Get up and go on! [2022: 2nd Prize]

Francisco Sánchez, University of Florida, United States

I heard a ‘crack’.

I remember the ‘crack’ and then the deep and painful scream; the metal of the chair squeaking across the basketball court. He was lying on the floor. Then he tried to grab the chair’s back wheel. I remember that nobody stopped the game, they continued as if nothing happened.

When I first met Enrique I left my camera. This is one of the most beautiful things that photography and the social sciences have in common, we need to be present with people and get to know their lives before we jump into questions or taking pictures. Photography itself is meaningless unless our relationship with the person in the picture sustains it [1].

I remember Enrique’s efforts to get up off the floor. It was a fight, the same fight that he engages in every day. If for the able-bodied Venezuela is a country where rights are consistently violated, those of the wounded seem to be nonexistent. No one talks about those who have suffered the brunt of structural violence and have to live with what remains every day [2]. There, in that negation of their subjectivities, I consider that photography has a privileged position in the sociology giving us the opportunity to choose how we can represent social issues with an image.

I don’t remember the precise moment when I decided to take the picture. It wasn’t a rational choice but a spontaneous act. I was pretty close to him, but he did not allow me to help. Why did no one help him? Was he feeling as vulnerable as I believe that he was?

I took this picture three years ago, while I was doing fieldwork in Caracas, Venezuela, registering the impact of armed violence on the most vulnerable people. I went to the “Pérez Carreño Hospital”, the only hospital in a city devastated by a humanitarian crisis that still has some resources to help those wounded and disabled by armed violence, spine disease, and traumatic accidents.

When I showed the picture to Enrique, he respond “Coño” (Fuck!). He took a moment to contemplate the picture, then he said: "I need a better wheelchair". In photography there’s a common saying about the “photographic moment” when you, as a photographer, shoot no matter what in order to get a memorable image; but through the lens of the social sciences and visual sociology I consider that the photographic moment happened while Enrique was seeing his own image and starting to think that he needs to have better conditions, he, his wheelchair; where violence is naturalized , taking a moment to observe that we deserve is important for reconstructing agency and resilience. That moment was grounded in the photographic moment; the moment between him, the picture, me, the basketball court, and all the men in the surrounding the scene.

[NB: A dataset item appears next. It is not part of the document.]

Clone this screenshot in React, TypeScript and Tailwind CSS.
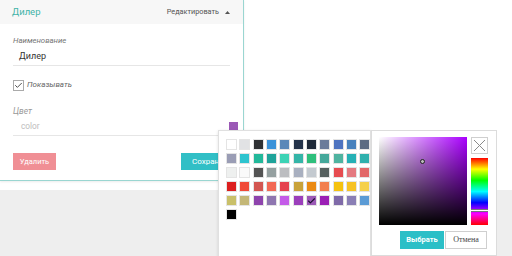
import { Check } from "lucide-react";

const PALETTE: string[] = [
  "#ffffff", "#e1e2e4", "#2f3134", "#3b92d9", "#5b88b8", "#24334a", "#1e2938", "#6a7b9a", "#4f74c0", "#4982bd", "#5c6b82",
  "#9a9db5", "#2ec4cf", "#22b89a", "#1fa39a", "#3dd3b5", "#34b5a8", "#2ebf7c", "#45a89b", "#4fb3a0", "#26b0b5", "#2fb0ad",
  "#eef0ef", "#fafafa", "#545454", "#95a0a0", "#bcbdc0", "#a9b0c0", "#c4cad0", "#56605f", "#e64c50", "#e47a80", "#e26868",
  "#dc1f1f", "#f04a38", "#d35651", "#f26955", "#e5424f", "#c9a23a", "#ea8a14", "#f27f4f", "#f5c210", "#f6c224", "#f5d04a",
  "#c9c06a", "#c4b777", "#8e44ad", "#8e76b0", "#c45be8", "#9b3fbb", "#9b59b6", "#9b1fb5", "#7f6aa8", "#8a7fb5", "#5b9bd5",
  "#000000",
];

const SELECTED = "#9b59b6";

function Swatches() {
  return (
    <div className="grid grid-cols-[repeat(11,11px)] gap-x-[2.33px] gap-y-[3px]">
      {PALETTE.map((c, i) => (
        <div
          key={i}
          className="w-[11px] h-[11px] border border-[#e4e4e4] flex items-center justify-center"
          style={{ backgroundColor: c }}
        >
          {c === SELECTED && <Check size={10} strokeWidth={3} className="text-[#1b1030]" />}
        </div>
      ))}
    </div>
  );
}

function Picker() {
  return (
    <div className="w-[126px] h-[126px] border border-[#dcdcdc] bg-white pt-[6px] pl-[7px] pr-[8px]">
      <div className="flex gap-[4px]">
        <div className="relative w-[88px] h-[88px] bg-[#aa00ff]">
          <div className="absolute inset-0 bg-[linear-gradient(to_right,#ffffff,rgba(255,255,255,0))]" />
          <div className="absolute inset-0 bg-[linear-gradient(to_top,#000000,rgba(0,0,0,0))]" />
          <div className="absolute left-[41px] top-[22px] w-[5px] h-[5px] rounded-full border border-[#222] bg-[#bbb]" />
        </div>
        <div className="flex flex-col gap-[4px]">
          <div className="w-[17px] h-[17px] border border-[#cfcfcf] flex items-center justify-center">
            <svg width="13" height="13" viewBox="0 0 13 13">
              <path d="M1 1 L12 12 M12 1 L1 12" stroke="#8a8a8a" strokeWidth="1" fill="none" />
            </svg>
          </div>
          <div className="relative w-[17px] h-[67px] bg-[linear-gradient(to_bottom,#ff0000,#ffff00,#00ff00,#00ffff,#0000ff,#ff00ff,#ff0000)]">
            <div className="absolute left-0 right-0 top-[51px] h-[3px] bg-white border-y border-[#777]" />
          </div>
        </div>
      </div>
      <div className="flex justify-end gap-[1px] mt-[6px] mr-[1px]">
        <button className="w-[44px] h-[18px] bg-[#2bbfc7] text-white text-[7.5px] font-bold font-['Roboto',sans-serif]">
          Выбрать
        </button>
        <button className="w-[42px] h-[18px] bg-white border border-[#cfcfcf] text-[#444] text-[8px] font-['Liberation_Serif',serif]">
          Отмена
        </button>
      </div>
    </div>
  );
}

export default function App() {
  return (
    <div className="relative w-[512px] h-[256px] overflow-hidden bg-white font-['Roboto',sans-serif]">
      <div className="h-[190px] bg-white">
        <div className="w-[244px] border-r border-b border-[#9ad6d1] bg-white shadow-[0_1px_2px_rgba(0,0,0,0.08)]">
          <div className="h-[24px] bg-[#f7f7f7] flex items-center justify-between pl-[12px] pr-[13px]">
            <span className="text-[9.5px] text-[#3fb3a8]">Дилер</span>
            <span className="flex items-center gap-[6px] text-[7.3px] text-[#555]">
              Редактировать
              <svg width="5" height="3" viewBox="0 0 5 3">
                <path d="M0 3 L2.5 0 L5 3 Z" fill="#555" />
              </svg>
            </span>
          </div>
          <div className="px-[13px] pb-[10px]">
            <div className="mt-[10px] h-[14px] leading-[14px] text-[7.8px] italic text-[#777]">Наименование</div>
            <div className="box-content h-[17px] leading-[17px] border-b border-[#e6e6e6] pl-[6px] text-[9px] text-[#333]">
              Дилер
            </div>
            <div className="mt-[13px] flex items-center gap-[3px] h-[12px]">
              <div className="w-[11px] h-[11px] border border-[#aaa] bg-white flex items-center justify-center">
                <Check size={9} strokeWidth={2.5} className="text-[#444]" />
              </div>
              <span className="text-[8px] italic text-[#666]">Показывать</span>
            </div>
            <div className="mt-[13px] h-[14px] leading-[14px] text-[8.5px] italic text-[#999]">Цвет</div>
            <div className="box-content h-[17px] border-b border-[#e6e6e6] flex items-center justify-between pl-[8px]">
              <span className="text-[8.3px] text-[#bdbdbd]">color</span>
              <div className="w-[9px] h-[9px] bg-[#9b59b6] mr-[-8px]" />
            </div>
            <div className="mt-[17px] flex justify-between">
              <button className="w-[43px] h-[17px] bg-[#f08f95] text-white text-[7.5px]">Удалить</button>
              <button className="w-[62px] h-[17px] bg-[#31bfc6] text-white text-[8px] mr-[-13px] text-left pl-[11px]">Сохранить</button>
            </div>
          </div>
        </div>
      </div>
      <div className="h-[66px] bg-[#eeeeee]" />
      <div className="absolute left-[218px] top-[130px] flex">
        <div className="w-[153px] h-[130px] bg-white border border-[#e0e0e0] shadow-[0_1px_3px_rgba(0,0,0,0.12)] pt-[8px] pl-[7px]">
          <Swatches />
        </div>
        <Picker />
      </div>
    </div>
  );
}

1. Biehl, J. (2013) Vita: life in a zone of abandonment. University of California Press.
2. Bourgois, P. & Schonberg, J. (2009) Righteous Dopefiend. University of California Press.


Commentary on Rachel Tanur's Works: Cuban Kids at Window

Each photograph, like every interpretation of reality, is always unfinished, an incomplete process that needs dialogue and criticism; principally, it needs time to be transformed into an experience. The importance of photography for the social sciences (visual sociology, ethnography) lies not only in its capacity to become “evidence”--as if a photograph were exact reproduction of reality--but in the opportunity to speculate about the context in which the photograph was taken, the subjects within the picture, their motives, reasons, and emotions.

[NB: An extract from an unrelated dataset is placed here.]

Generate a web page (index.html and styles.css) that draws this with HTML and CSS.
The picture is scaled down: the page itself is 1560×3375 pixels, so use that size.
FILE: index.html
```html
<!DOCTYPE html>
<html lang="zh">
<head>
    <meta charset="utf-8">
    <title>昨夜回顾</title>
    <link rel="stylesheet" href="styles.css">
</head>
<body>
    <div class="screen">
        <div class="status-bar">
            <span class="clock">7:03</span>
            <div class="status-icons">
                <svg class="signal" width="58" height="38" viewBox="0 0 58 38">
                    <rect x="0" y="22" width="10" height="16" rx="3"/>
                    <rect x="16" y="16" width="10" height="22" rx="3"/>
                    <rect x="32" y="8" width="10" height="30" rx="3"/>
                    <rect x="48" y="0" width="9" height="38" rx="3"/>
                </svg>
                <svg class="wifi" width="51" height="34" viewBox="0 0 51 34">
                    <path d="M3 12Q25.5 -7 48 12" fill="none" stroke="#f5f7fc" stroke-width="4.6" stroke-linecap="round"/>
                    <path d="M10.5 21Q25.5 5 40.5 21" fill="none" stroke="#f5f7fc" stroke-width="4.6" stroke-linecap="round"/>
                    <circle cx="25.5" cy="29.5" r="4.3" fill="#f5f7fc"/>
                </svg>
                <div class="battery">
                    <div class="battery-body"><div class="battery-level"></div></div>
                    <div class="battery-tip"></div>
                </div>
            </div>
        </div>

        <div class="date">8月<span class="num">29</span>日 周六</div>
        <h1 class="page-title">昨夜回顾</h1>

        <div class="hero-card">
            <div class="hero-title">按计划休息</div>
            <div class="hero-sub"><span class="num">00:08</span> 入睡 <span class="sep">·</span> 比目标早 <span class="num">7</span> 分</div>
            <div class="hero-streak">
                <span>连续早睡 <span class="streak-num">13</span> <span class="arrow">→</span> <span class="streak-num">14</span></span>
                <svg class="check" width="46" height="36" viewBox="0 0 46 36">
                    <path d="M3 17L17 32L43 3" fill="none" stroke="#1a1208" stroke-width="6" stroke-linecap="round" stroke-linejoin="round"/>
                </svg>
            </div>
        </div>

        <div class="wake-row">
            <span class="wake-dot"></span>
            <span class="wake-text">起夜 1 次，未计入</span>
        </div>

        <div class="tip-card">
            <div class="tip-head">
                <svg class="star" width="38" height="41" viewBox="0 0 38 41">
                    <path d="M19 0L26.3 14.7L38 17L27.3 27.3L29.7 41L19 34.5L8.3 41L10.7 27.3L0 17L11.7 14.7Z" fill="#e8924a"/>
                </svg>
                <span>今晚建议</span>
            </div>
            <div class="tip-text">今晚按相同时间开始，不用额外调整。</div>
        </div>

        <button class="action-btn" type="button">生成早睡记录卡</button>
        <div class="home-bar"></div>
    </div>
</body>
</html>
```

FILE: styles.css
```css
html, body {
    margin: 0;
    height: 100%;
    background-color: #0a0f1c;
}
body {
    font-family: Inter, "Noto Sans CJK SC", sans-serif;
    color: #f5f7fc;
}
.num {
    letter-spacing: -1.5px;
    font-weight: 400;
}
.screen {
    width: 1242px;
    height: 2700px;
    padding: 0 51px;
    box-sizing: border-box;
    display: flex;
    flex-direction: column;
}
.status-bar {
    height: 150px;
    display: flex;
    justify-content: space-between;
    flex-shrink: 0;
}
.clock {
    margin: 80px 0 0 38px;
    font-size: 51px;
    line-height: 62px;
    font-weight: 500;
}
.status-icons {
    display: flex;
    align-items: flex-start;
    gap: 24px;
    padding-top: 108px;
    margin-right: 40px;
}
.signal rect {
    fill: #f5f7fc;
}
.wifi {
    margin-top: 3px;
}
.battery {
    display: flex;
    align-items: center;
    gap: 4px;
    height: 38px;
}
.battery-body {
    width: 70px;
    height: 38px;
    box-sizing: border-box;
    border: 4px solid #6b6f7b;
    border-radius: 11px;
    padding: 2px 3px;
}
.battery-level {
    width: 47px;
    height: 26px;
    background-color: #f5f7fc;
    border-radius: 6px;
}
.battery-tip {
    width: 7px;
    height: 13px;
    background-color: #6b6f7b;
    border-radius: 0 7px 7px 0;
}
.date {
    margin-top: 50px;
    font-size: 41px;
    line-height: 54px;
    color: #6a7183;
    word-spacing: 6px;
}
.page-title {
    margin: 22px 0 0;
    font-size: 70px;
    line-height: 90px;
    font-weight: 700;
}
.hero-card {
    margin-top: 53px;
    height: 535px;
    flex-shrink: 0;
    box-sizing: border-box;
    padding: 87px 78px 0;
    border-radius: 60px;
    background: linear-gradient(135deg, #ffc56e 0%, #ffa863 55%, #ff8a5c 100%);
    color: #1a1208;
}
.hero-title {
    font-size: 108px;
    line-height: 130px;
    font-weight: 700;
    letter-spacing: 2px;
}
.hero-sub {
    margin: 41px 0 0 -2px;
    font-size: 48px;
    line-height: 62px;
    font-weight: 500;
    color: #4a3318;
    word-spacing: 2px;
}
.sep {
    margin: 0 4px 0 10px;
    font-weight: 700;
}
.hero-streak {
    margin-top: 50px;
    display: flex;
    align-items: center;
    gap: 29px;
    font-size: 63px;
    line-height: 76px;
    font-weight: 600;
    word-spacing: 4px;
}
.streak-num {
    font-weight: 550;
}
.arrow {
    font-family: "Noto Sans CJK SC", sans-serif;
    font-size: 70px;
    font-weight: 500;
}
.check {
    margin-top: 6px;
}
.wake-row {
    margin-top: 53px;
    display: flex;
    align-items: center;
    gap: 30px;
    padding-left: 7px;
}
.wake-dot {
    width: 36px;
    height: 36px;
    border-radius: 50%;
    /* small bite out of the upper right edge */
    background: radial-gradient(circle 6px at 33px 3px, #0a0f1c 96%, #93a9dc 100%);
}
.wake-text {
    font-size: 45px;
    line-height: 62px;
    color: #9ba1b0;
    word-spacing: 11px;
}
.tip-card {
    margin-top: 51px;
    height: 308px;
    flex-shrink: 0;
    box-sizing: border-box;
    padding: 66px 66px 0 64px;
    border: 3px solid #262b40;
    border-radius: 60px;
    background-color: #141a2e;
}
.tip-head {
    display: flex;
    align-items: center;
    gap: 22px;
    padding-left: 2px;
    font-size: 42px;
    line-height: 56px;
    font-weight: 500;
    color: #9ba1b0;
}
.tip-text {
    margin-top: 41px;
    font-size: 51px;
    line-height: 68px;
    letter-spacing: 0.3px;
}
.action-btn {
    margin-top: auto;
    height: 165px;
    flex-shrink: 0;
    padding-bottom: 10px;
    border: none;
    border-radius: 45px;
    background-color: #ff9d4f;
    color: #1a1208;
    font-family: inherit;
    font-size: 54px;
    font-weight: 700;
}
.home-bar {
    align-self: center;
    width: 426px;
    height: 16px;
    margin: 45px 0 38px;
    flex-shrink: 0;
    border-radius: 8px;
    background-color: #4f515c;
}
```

In this image of Cuban kids at a window, there is an obscure space that projects itself as a horizon in the picture. The kids are looking at this obscure unpredictable horizon. We can only dialogue with that obscurity through the absent presence of Tanur. What are they seeing?

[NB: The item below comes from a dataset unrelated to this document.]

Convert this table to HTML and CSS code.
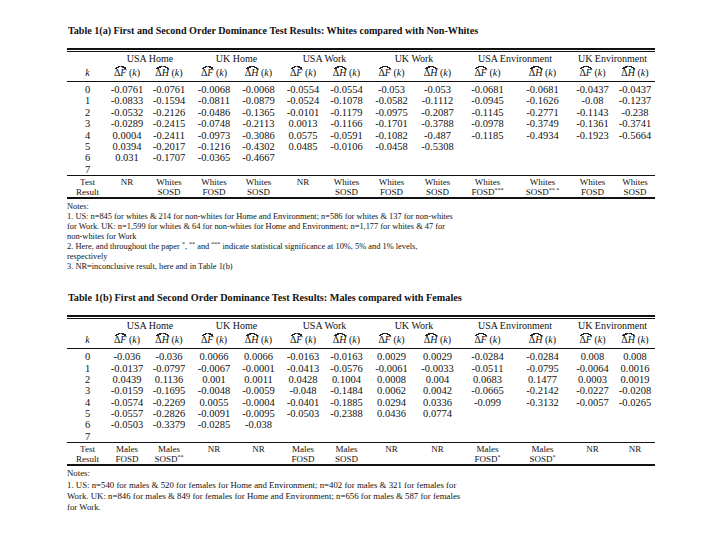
FILE: index.html
```html
<!DOCTYPE html>
<html>
<head>
<meta charset="utf-8">
<link rel="stylesheet" href="styles.css">
</head>
<body>
<div class="page">
  <section class="block">
    <h2 class="title">Table 1(a) First and Second Order Dominance Test Results: Whites compared with Non-Whites</h2>
    <div class="tbl">
      <div class="row grp">
        <span class="g1">USA Home</span><span class="g2">UK Home</span><span class="g3">USA Work</span><span class="g4">UK Work</span><span class="g5">USA Environment</span><span class="g6">UK Environment</span>
      </div>
      <div class="row hdr">
        <span><i>k</i></span>
        <span><span class="hat">Δ<i>F</i></span> (<i>k</i>)</span><span><span class="hat">Δ<i>H</i></span> (<i>k</i>)</span>
        <span><span class="hat">Δ<i>F</i></span> (<i>k</i>)</span><span><span class="hat">Δ<i>H</i></span> (<i>k</i>)</span>
        <span><span class="hat">Δ<i>F</i></span> (<i>k</i>)</span><span><span class="hat">Δ<i>H</i></span> (<i>k</i>)</span>
        <span><span class="hat">Δ<i>F</i></span> (<i>k</i>)</span><span><span class="hat">Δ<i>H</i></span> (<i>k</i>)</span>
        <span><span class="hat">Δ<i>F</i></span> (<i>k</i>)</span><span><span class="hat">Δ<i>H</i></span> (<i>k</i>)</span>
        <span><span class="hat">Δ<i>F</i></span> (<i>k</i>)</span><span><span class="hat">Δ<i>H</i></span> (<i>k</i>)</span>
      </div>
      <div class="body">
        <div class="row"><span>0</span><span>-0.0761</span><span>-0.0761</span><span>-0.0068</span><span>-0.0068</span><span>-0.0554</span><span>-0.0554</span><span>-0.053</span><span>-0.053</span><span>-0.0681</span><span>-0.0681</span><span>-0.0437</span><span>-0.0437</span></div>
        <div class="row"><span>1</span><span>-0.0833</span><span>-0.1594</span><span>-0.0811</span><span>-0.0879</span><span>-0.0524</span><span>-0.1078</span><span>-0.0582</span><span>-0.1112</span><span>-0.0945</span><span>-0.1626</span><span>-0.08</span><span>-0.1237</span></div>
        <div class="row"><span>2</span><span>-0.0532</span><span>-0.2126</span><span>-0.0486</span><span>-0.1365</span><span>-0.0101</span><span>-0.1179</span><span>-0.0975</span><span>-0.2087</span><span>-0.1145</span><span>-0.2771</span><span>-0.1143</span><span>-0.238</span></div>
        <div class="row"><span>3</span><span>-0.0289</span><span>-0.2415</span><span>-0.0748</span><span>-0.2113</span><span>0.0013</span><span>-0.1166</span><span>-0.1701</span><span>-0.3788</span><span>-0.0978</span><span>-0.3749</span><span>-0.1361</span><span>-0.3741</span></div>
        <div class="row"><span>4</span><span>0.0004</span><span>-0.2411</span><span>-0.0973</span><span>-0.3086</span><span>0.0575</span><span>-0.0591</span><span>-0.1082</span><span>-0.487</span><span>-0.1185</span><span>-0.4934</span><span>-0.1923</span><span>-0.5664</span></div>
        <div class="row"><span>5</span><span>0.0394</span><span>-0.2017</span><span>-0.1216</span><span>-0.4302</span><span>0.0485</span><span>-0.0106</span><span>-0.0458</span><span>-0.5308</span><span></span><span></span><span></span><span></span></div>
        <div class="row"><span>6</span><span>0.031</span><span>-0.1707</span><span>-0.0365</span><span>-0.4667</span><span></span><span></span><span></span><span></span><span></span><span></span><span></span><span></span></div>
        <div class="row"><span>7</span><span></span><span></span><span></span><span></span><span></span><span></span><span></span><span></span><span></span><span></span><span></span><span></span></div>
      </div>
      <div class="row test">
        <span>Test<br>Result</span>
        <span>NR</span>
        <span>Whites<br>SOSD</span>
        <span>Whites<br>FOSD</span>
        <span>Whites<br>SOSD</span>
        <span>NR</span>
        <span>Whites<br>SOSD</span>
        <span>Whites<br>FOSD</span>
        <span>Whites<br>SOSD</span>
        <span>Whites<br>FOSD<sup>***</sup></span>
        <span>Whites<br>SOSD<sup>** *</sup></span>
        <span>Whites<br>FOSD</span>
        <span>Whites<br>SOSD</span>
      </div>
    </div>
    <div class="notes">
      <p>Notes:</p>
      <p>1. US: n=845 for whites &amp; 214 for non-whites for Home and Environment; n=586 for whites &amp; 137 for non-whites</p>
      <p>for Work. UK: n=1,599 for whites &amp; 64 for non-whites for Home and Environment; n=1,177 for whites &amp; 47 for</p>
      <p>non-whites for Work</p>
      <p>2. Here, and throughout the paper <sup>*</sup>, <sup>**</sup> and <sup>***</sup> indicate statistical significance at 10%, 5% and 1% levels,</p>
      <p>respectively</p>
      <p>3. NR=inconclusive result, here and in Table 1(b)</p>
    </div>
  </section>

  <section class="block second">
    <h2 class="title title2">Table 1(b) First and Second Order Dominance Test Results: Males compared with Females</h2>
    <div class="tbl">
      <div class="row grp">
        <span class="g1">USA Home</span><span class="g2">UK Home</span><span class="g3">USA Work</span><span class="g4">UK Work</span><span class="g5">USA Environment</span><span class="g6">UK Environment</span>
      </div>
      <div class="row hdr">
        <span><i>k</i></span>
        <span><span class="hat">Δ<i>F</i></span> (<i>k</i>)</span><span><span class="hat">Δ<i>H</i></span> (<i>k</i>)</span>
        <span><span class="hat">Δ<i>F</i></span> (<i>k</i>)</span><span><span class="hat">Δ<i>H</i></span> (<i>k</i>)</span>
        <span><span class="hat">Δ<i>F</i></span> (<i>k</i>)</span><span><span class="hat">Δ<i>H</i></span> (<i>k</i>)</span>
        <span><span class="hat">Δ<i>F</i></span> (<i>k</i>)</span><span><span class="hat">Δ<i>H</i></span> (<i>k</i>)</span>
        <span><span class="hat">Δ<i>F</i></span> (<i>k</i>)</span><span><span class="hat">Δ<i>H</i></span> (<i>k</i>)</span>
        <span><span class="hat">Δ<i>F</i></span> (<i>k</i>)</span><span><span class="hat">Δ<i>H</i></span> (<i>k</i>)</span>
      </div>
      <div class="body">
        <div class="row"><span>0</span><span>-0.036</span><span>-0.036</span><span>0.0066</span><span>0.0066</span><span>-0.0163</span><span>-0.0163</span><span>0.0029</span><span>0.0029</span><span>-0.0284</span><span>-0.0284</span><span>0.008</span><span>0.008</span></div>
        <div class="row"><span>1</span><span>-0.0137</span><span>-0.0797</span><span>-0.0067</span><span>-0.0001</span><span>-0.0413</span><span>-0.0576</span><span>-0.0061</span><span>-0.0033</span><span>-0.0511</span><span>-0.0795</span><span>-0.0064</span><span>0.0016</span></div>
        <div class="row"><span>2</span><span>0.0439</span><span>0.1136</span><span>0.001</span><span>0.0011</span><span>0.0428</span><span>0.1004</span><span>0.0008</span><span>0.004</span><span>0.0683</span><span>0.1477</span><span>0.0003</span><span>0.0019</span></div>
        <div class="row"><span>3</span><span>-0.0159</span><span>-0.1695</span><span>-0.0048</span><span>-0.0059</span><span>-0.048</span><span>-0.1484</span><span>0.0062</span><span>0.0042</span><span>-0.0665</span><span>-0.2142</span><span>-0.0227</span><span>-0.0208</span></div>
        <div class="row"><span>4</span><span>-0.0574</span><span>-0.2269</span><span>0.0055</span><span>-0.0004</span><span>-0.0401</span><span>-0.1885</span><span>0.0294</span><span>0.0336</span><span>-0.099</span><span>-0.3132</span><span>-0.0057</span><span>-0.0265</span></div>
        <div class="row"><span>5</span><span>-0.0557</span><span>-0.2826</span><span>-0.0091</span><span>-0.0095</span><span>-0.0503</span><span>-0.2388</span><span>0.0436</span><span>0.0774</span><span></span><span></span><span></span><span></span></div>
        <div class="row"><span>6</span><span>-0.0503</span><span>-0.3379</span><span>-0.0285</span><span>-0.038</span><span></span><span></span><span></span><span></span><span></span><span></span><span></span><span></span></div>
        <div class="row"><span>7</span><span></span><span></span><span></span><span></span><span></span><span></span><span></span><span></span><span></span><span></span><span></span><span></span></div>
      </div>
      <div class="row test">
        <span>Test<br>Result</span>
        <span>Males<br>FOSD</span>
        <span>Males<br>SOSD<sup>**</sup></span>
        <span>NR</span>
        <span>NR</span>
        <span>Males<br>FOSD</span>
        <span>Males<br>SOSD</span>
        <span>NR</span>
        <span>NR</span>
        <span>Males<br>FOSD<sup>*</sup></span>
        <span>Males<br>SOSD<sup>*</sup></span>
        <span>NR</span>
        <span>NR</span>
      </div>
    </div>
    <div class="notes notes2">
      <p>Notes:</p>
      <p>1. US: n=540 for males &amp; 520 for females for Home and Environment; n=402 for males &amp; 321 for females for</p>
      <p>Work. UK: n=846 for males &amp; 849 for females for Home and Environment; n=656 for males &amp; 587 for females</p>
      <p>for Work.</p>
    </div>
  </section>
</div>
</body>
</html>
```

FILE: styles.css
```css
* { box-sizing: border-box; }

body {
  margin: 0;
  background: #ffffff;
  color: #111111;
  font-family: "Liberation Serif", "Times New Roman", serif;
}

.page {
  padding: 25px 0 0 67px;
  width: 655px;
}

.second {
  margin-top: 20px;
}

.title {
  margin: 0 0 11px 1px;
  font-size: 10.1px;
  font-weight: bold;
  line-height: 12px;
  white-space: nowrap;
}

.title2 {
  font-size: 10.2px;
}

.tbl {
  width: 588px;
  border-top: 2px solid #111;
  border-bottom: 2px solid #111;
}

.row {
  display: grid;
  grid-template-columns: 41px 38px 46px 44px 45px 44px 43px 47px 45px 55px 55px 45px 40px;
  text-align: center;
  white-space: nowrap;
}

.grp {
  margin-top: 1px;
  border-top: 1px solid #111;
  height: 13px;
  font-size: 10px;
  line-height: 13px;
}

.g1 { grid-column: 2 / span 2; }
.g2 { grid-column: 4 / span 2; }
.g3 { grid-column: 6 / span 2; }
.g4 { grid-column: 8 / span 2; }
.g5 { grid-column: 10 / span 2; }
.g6 { grid-column: 12 / span 2; }

.hdr {
  height: 18px;
  font-size: 10px;
  line-height: 18px;
  border-bottom: 1px solid #111;
}

.hdr i { font-style: italic; }

.hat {
  position: relative;
  display: inline-block;
}

.hat::before {
  content: "";
  position: absolute;
  left: 1px;
  right: 0;
  top: 2px;
  height: 3px;
  background:
    linear-gradient(to top left, transparent 38%, #222 38%, #222 66%, transparent 66%) left top / 50% 100% no-repeat,
    linear-gradient(to top right, transparent 38%, #222 38%, #222 66%, transparent 66%) right top / 50% 100% no-repeat;
}

.body {
  padding-top: 2px;
  border-bottom: 1px solid #111;
}

.body .row {
  height: 11.4px;
  font-size: 10.5px;
  line-height: 11.4px;
}

.test {
  padding-top: 1px;
  font-size: 9px;
  line-height: 10px;
  height: 21px;
}

sup {
  font-size: 6px;
  line-height: 0;
  vertical-align: 3px;
}

.notes {
  margin-top: 3px;
  font-size: 8.4px;
  line-height: 10px;
  white-space: nowrap;
}

.notes p {
  margin: 0;
  height: 10px;
}

.notes2 {
  margin-top: 2px;
  font-size: 8.8px;
  line-height: 11px;
}

.notes2 p {
  height: 11.3px;
}
```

The artist, the scientist, the defender of human rights, all are part of the same person trying to communicate something through time. Tanur tries to show us something that she considers important. These are not just “two kids at window”, they are much more than that; they are people, citizens, race, gender, and with this precision, Tanur is playing with our ability to speculate and bring into our reality the awkward conversations that, without her absent presence, we are unable to conjure. How do exclusions, racism, and poverty manifest in our global south? Maybe an unfinished portrayal of two kids trying to reach something that they don’t have in their daily life is to put forward the troubling questions.

The representation of iron bars embedded in a big wall, dense plants, and a giant metal fan, makes me think about the limits that modernity established for the subjugated populations of the world. Those kids are trying to take a look at what is inside of that unknown and unreachable materiality, that is sustained by the exploitation of those outside the wall.

What do we think when we think of racism? Are kids allowed in our representation of racism and exclusion?

This speculation is part of the artistic traces of Tanur’s photography, breaking the limits of documentary photography, visual sociology, and art. Photography is about the subject, but also about the emotions of the spectator observing the photography. Without these representations, our interpretations of reality are condemned to an obscure horizon.